SUPPLIED ENTRIES:

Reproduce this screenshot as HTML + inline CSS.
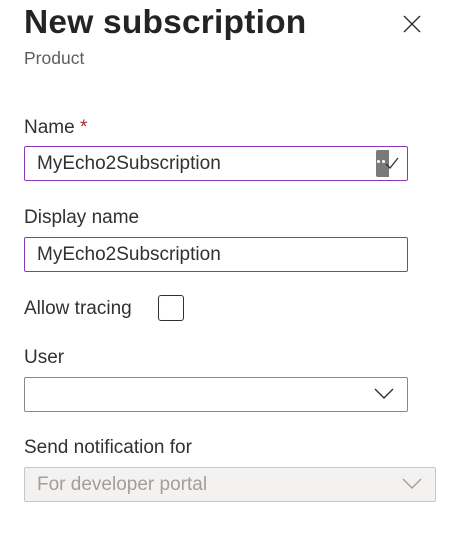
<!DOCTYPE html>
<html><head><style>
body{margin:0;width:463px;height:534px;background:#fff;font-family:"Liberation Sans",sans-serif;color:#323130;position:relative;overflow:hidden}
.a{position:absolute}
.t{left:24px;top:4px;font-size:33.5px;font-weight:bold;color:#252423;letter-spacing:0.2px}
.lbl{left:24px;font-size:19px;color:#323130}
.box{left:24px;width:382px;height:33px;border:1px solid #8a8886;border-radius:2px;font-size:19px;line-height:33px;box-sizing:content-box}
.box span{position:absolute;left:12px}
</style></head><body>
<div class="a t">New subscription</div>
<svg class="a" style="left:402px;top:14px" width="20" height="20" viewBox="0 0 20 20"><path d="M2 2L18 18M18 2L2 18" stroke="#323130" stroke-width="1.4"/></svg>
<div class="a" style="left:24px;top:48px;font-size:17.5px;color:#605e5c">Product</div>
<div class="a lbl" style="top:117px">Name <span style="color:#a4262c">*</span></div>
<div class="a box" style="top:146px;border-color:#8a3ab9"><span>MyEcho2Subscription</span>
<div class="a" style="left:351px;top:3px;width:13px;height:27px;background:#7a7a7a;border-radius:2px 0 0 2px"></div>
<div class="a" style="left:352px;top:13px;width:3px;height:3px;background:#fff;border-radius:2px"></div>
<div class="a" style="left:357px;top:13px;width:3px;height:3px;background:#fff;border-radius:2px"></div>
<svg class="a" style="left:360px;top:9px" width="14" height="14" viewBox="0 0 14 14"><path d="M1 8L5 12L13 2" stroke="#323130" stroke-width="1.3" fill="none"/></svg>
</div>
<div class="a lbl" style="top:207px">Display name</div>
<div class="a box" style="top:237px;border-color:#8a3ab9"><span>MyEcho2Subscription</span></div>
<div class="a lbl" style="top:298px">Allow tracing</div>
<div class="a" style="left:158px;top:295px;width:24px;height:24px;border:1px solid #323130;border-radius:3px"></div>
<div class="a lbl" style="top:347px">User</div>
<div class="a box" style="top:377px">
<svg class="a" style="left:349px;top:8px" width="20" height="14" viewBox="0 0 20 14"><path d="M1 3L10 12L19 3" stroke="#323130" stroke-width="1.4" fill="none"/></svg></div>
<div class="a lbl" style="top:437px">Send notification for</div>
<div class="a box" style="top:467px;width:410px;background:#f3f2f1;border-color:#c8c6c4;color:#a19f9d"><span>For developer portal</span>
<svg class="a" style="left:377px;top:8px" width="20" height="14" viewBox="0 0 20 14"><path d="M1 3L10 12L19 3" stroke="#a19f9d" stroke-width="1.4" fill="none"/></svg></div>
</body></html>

--

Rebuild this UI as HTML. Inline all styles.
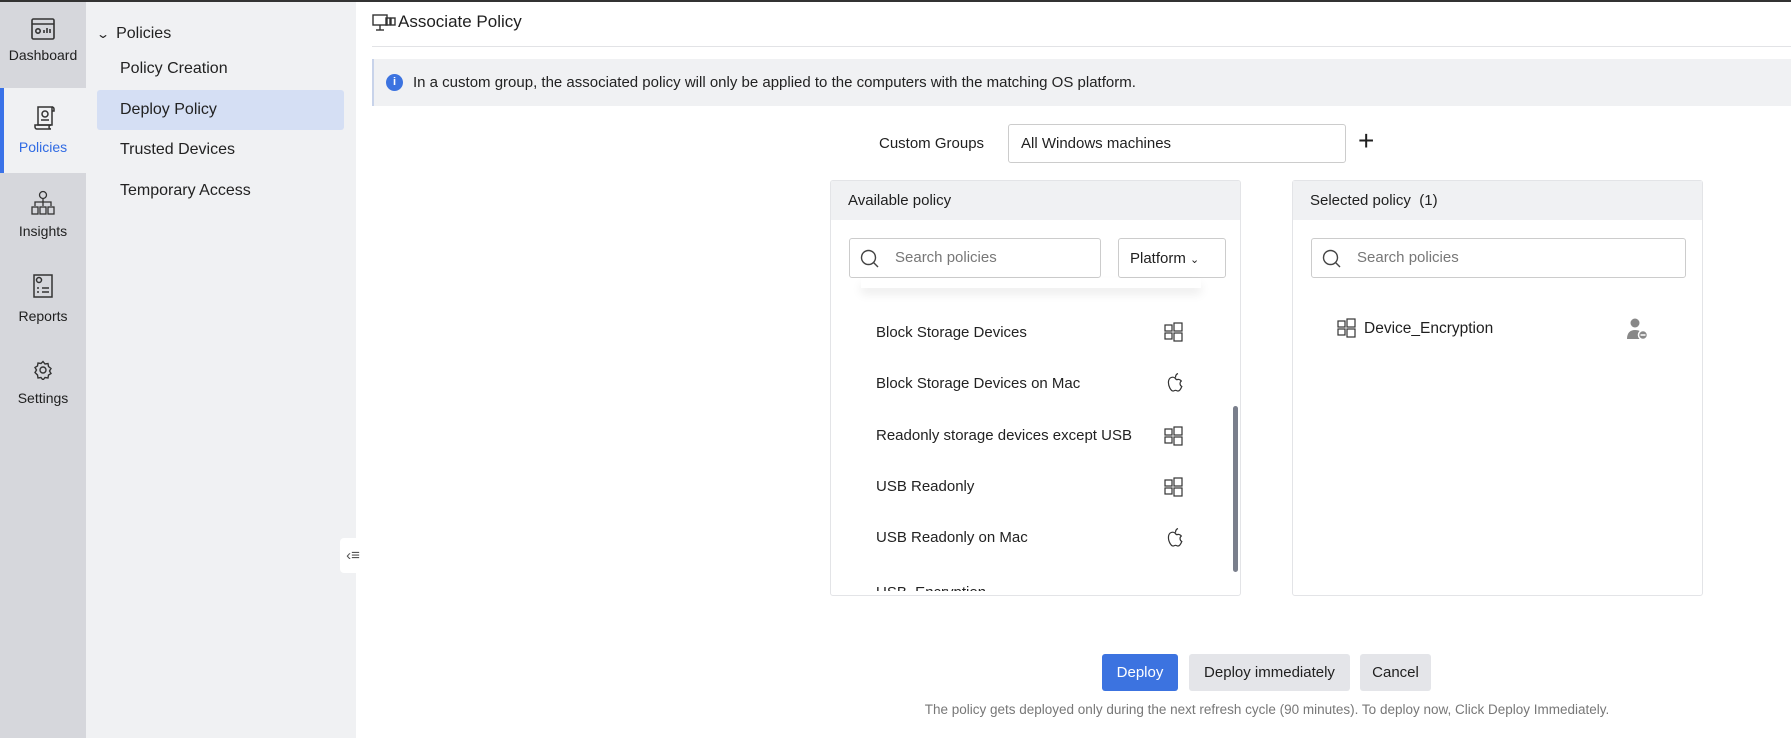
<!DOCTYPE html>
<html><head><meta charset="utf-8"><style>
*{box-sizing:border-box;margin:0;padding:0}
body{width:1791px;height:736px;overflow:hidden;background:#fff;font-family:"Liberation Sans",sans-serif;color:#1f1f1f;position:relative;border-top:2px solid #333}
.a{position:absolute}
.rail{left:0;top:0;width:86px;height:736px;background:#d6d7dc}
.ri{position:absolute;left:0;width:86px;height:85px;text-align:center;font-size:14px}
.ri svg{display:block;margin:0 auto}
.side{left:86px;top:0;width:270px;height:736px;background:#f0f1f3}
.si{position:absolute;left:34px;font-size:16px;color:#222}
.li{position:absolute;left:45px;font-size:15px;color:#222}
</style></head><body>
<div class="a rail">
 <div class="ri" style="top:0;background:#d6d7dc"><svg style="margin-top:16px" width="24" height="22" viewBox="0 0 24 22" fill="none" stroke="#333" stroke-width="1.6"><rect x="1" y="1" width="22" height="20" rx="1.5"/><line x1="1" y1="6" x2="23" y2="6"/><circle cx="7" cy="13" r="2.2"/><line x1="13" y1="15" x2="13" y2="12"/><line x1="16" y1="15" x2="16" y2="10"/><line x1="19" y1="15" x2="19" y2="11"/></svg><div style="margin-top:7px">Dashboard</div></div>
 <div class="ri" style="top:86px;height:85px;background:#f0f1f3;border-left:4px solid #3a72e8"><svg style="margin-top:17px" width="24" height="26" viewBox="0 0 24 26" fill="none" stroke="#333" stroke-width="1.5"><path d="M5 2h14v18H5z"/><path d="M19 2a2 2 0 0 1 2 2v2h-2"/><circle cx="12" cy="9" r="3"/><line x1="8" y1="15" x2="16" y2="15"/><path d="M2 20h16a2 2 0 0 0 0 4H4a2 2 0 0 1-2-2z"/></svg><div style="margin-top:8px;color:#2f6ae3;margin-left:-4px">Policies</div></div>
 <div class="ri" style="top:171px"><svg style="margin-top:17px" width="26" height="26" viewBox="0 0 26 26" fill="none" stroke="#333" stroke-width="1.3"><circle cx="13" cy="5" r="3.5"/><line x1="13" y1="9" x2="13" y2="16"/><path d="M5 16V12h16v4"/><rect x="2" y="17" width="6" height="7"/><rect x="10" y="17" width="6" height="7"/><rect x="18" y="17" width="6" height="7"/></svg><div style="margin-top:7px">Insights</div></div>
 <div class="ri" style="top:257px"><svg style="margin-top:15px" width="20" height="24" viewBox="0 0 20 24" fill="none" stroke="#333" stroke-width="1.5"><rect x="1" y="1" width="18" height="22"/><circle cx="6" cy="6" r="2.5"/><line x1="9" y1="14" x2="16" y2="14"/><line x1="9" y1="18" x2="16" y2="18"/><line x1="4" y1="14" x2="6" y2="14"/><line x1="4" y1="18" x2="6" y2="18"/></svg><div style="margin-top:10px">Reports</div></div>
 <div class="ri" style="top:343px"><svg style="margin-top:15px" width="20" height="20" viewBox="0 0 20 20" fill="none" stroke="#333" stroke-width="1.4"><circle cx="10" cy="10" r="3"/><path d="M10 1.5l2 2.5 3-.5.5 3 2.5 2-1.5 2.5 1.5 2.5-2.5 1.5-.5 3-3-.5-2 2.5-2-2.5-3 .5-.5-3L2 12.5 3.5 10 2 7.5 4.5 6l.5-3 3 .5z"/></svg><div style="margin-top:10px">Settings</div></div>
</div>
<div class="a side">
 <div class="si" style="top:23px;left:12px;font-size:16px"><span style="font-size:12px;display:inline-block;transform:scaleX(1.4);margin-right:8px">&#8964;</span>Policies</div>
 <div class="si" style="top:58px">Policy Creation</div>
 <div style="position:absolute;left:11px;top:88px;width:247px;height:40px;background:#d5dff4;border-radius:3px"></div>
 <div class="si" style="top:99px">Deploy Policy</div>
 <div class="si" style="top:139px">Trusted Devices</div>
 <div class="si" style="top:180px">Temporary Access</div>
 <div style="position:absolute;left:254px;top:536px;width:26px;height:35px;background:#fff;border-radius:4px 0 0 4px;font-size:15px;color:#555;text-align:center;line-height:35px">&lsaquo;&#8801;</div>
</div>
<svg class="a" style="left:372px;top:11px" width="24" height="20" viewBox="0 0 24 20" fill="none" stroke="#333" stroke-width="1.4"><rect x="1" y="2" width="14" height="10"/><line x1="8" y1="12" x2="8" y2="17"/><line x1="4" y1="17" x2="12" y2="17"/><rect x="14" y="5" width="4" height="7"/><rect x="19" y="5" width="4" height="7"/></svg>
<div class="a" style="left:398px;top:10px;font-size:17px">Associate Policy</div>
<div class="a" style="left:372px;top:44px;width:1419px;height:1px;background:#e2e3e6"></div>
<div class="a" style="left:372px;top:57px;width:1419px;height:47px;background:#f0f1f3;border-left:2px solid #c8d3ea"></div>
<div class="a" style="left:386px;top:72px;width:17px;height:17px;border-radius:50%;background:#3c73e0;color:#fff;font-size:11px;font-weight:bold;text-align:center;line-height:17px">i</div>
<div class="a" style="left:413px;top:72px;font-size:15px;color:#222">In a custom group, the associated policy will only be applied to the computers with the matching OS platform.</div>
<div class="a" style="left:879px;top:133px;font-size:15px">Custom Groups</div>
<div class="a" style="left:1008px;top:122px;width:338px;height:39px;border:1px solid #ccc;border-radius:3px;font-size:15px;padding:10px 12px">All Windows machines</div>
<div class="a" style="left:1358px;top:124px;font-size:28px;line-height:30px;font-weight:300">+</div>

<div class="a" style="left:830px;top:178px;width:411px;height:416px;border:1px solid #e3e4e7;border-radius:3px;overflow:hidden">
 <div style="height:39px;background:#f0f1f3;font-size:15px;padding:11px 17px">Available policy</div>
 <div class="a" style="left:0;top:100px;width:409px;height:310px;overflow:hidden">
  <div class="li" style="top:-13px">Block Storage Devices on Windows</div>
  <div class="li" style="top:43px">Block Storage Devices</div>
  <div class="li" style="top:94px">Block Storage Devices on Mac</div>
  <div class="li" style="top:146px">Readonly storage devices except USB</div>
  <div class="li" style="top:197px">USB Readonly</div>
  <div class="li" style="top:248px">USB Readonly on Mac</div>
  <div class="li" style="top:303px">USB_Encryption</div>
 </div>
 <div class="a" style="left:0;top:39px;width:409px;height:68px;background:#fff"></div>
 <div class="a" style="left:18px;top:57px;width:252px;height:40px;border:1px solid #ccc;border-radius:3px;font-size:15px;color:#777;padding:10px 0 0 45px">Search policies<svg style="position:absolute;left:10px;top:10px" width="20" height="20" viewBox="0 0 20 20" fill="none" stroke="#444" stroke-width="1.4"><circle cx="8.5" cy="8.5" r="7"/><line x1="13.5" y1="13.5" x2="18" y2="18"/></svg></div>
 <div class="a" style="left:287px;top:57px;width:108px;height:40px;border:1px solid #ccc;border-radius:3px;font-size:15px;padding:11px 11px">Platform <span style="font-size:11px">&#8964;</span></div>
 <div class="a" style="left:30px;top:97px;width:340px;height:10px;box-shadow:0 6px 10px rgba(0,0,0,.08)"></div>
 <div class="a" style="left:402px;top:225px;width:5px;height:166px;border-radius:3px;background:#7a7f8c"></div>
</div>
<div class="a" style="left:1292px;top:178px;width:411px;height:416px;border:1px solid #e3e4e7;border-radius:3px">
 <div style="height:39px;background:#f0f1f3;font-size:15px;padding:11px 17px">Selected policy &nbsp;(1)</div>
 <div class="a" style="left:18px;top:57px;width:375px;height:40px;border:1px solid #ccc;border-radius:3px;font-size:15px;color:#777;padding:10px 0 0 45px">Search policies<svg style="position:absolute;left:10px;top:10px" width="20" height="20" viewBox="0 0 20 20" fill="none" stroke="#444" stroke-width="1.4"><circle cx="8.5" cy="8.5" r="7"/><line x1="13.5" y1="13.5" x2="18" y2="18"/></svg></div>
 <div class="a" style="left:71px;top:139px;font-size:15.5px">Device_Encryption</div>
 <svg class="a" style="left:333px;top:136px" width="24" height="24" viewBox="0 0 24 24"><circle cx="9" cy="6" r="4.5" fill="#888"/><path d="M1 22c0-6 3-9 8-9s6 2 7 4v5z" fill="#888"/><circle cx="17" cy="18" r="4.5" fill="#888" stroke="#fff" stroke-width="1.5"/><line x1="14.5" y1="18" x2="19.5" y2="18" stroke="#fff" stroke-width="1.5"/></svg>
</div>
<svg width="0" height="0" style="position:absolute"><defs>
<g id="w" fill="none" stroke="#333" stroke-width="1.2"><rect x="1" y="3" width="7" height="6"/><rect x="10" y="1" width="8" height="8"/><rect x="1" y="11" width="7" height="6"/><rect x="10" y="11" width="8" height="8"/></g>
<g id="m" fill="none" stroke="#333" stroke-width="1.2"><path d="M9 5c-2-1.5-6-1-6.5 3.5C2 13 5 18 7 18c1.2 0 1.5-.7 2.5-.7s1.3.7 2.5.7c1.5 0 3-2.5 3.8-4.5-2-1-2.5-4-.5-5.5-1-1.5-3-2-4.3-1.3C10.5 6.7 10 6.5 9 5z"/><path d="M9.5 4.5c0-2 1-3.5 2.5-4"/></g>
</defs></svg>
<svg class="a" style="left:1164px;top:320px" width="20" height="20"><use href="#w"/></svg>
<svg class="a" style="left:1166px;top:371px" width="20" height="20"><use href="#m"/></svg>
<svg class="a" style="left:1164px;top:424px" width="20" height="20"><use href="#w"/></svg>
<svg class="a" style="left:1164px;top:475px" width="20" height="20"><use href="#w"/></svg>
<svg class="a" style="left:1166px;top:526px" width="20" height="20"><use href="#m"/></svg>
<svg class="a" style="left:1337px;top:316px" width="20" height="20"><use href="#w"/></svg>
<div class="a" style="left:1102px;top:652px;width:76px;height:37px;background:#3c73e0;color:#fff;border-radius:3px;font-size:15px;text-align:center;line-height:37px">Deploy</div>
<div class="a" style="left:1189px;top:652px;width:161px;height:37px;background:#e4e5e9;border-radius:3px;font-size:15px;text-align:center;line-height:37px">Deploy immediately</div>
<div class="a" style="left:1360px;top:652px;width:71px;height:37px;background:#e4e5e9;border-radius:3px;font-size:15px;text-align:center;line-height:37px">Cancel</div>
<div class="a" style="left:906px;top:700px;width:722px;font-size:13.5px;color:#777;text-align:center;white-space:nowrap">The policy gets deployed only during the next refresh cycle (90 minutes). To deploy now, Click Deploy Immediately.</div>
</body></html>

WHAT TO WORK ON: Read the data above. Pull out each line in which the string "this" appears.

RESPONSE TO THE TASK:
Reproduce this screenshot as HTML + inline CSS.
Rebuild this UI as HTML. Inline all styles.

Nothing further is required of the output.